The second possible procedural obstacle is found in article 930.4. Article 930.4 provides, in pertinent part, that Louisiana courts will not a consider post-conviction application that either (1) alleges a claim that "petitioner had knowledge [of] and inexcusably failed to raise in the proceedings leading to conviction, "[27] or (2) "raises a new or different claim that was inexcusably omitted from a prior application."[28] This Court believes that article 930.4 has no application in this matter. As previously discussed, the Court believes that there is no reasonable argument that Petitioner knew or should have known about the content of the grand jury transcript before the issuance of this Order.

In light of the foregoing, this Court concludes that any new claims revealed by the grand jury transcript are not technically exhausted. Accordingly, this Court cannot consider the issues in this proceeding until the new claims are properly exhausted in Louisiana state court.

In light of this reality, the Court must consider how best to proceed. If Petitioner desires to amend his Petition to assert these new claims, the Court would be faced with a "mixed petition" containing both exhausted and unexhausted claims.[29] In Rhines v. Weber , the Supreme Court held that a district court should stay a habeas proceeding involving a mixed petition if "the petitioner had good cause for his failure to exhaust, his unexhausted claims are potentially meritorious, and there is no indication that the petitioner engaged in intentionally dilatory litigation tactics."[30] This Court has no difficulty concluding that such circumstances are present in this case. The Court has already explained that Petitioner has good cause for his failure to exhaust these new claims and that the claims may have merit. Additionally, there is absolutely no evidence that Petitioner has intentionally sought to delay this proceeding. Accordingly, this Court finds that a stay of this case is warranted.

This stay is not, however, without limits. The Supreme Court has instructed district courts to place reasonable time limits on a stay entered under these circumstances.[31] Accordingly, the Court orders Petitioner to pursue these new claims in state court within 30 days of the entry of this order and return to this Court no later than 30 days following the final conclusion of the state proceedings.

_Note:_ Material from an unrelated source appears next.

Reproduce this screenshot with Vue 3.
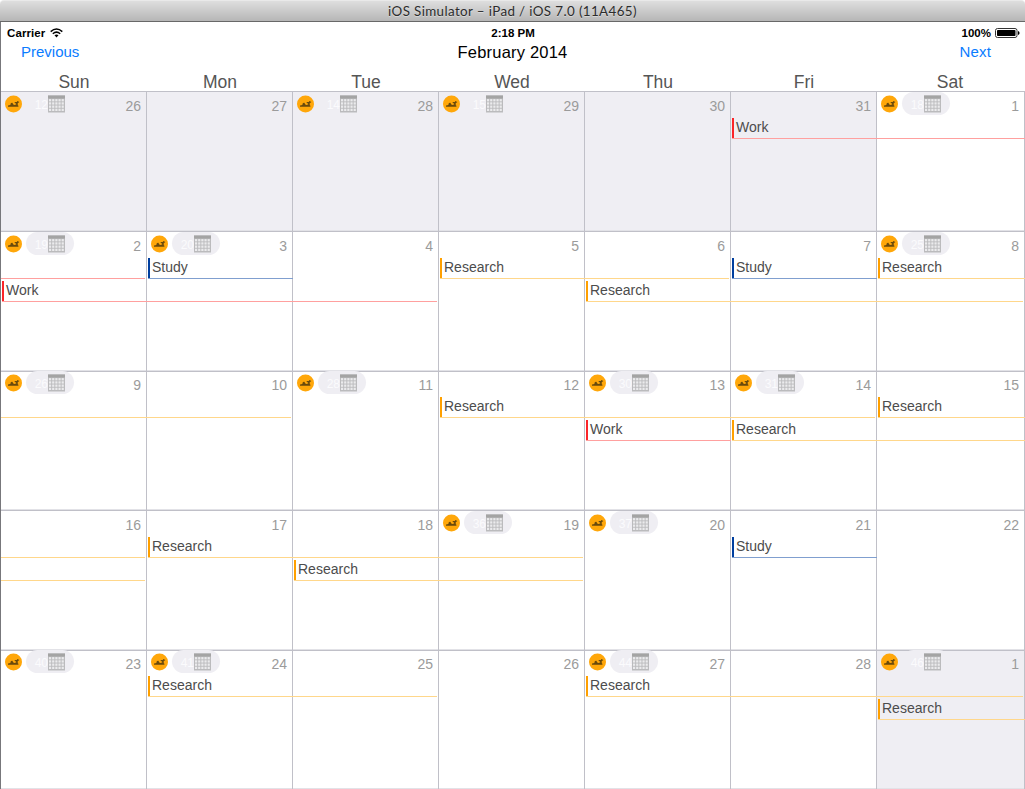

For the foregoing reasons, this matter is STAYED AND ADMINISTRATIVELY CLOSED pending Petitioner's exhaustion of the new claims presented by the grand jury transcript in state court. If Petitioner fails to file a petition in Louisiana state court within 30 days of the entry of this order, any party may move to lift of the stay. Petitioner is FURTHER ORDERED to move to lift the stay or dismiss this case (if the state court grants his application) no later than 30 days following exhaustion of his state court remedies.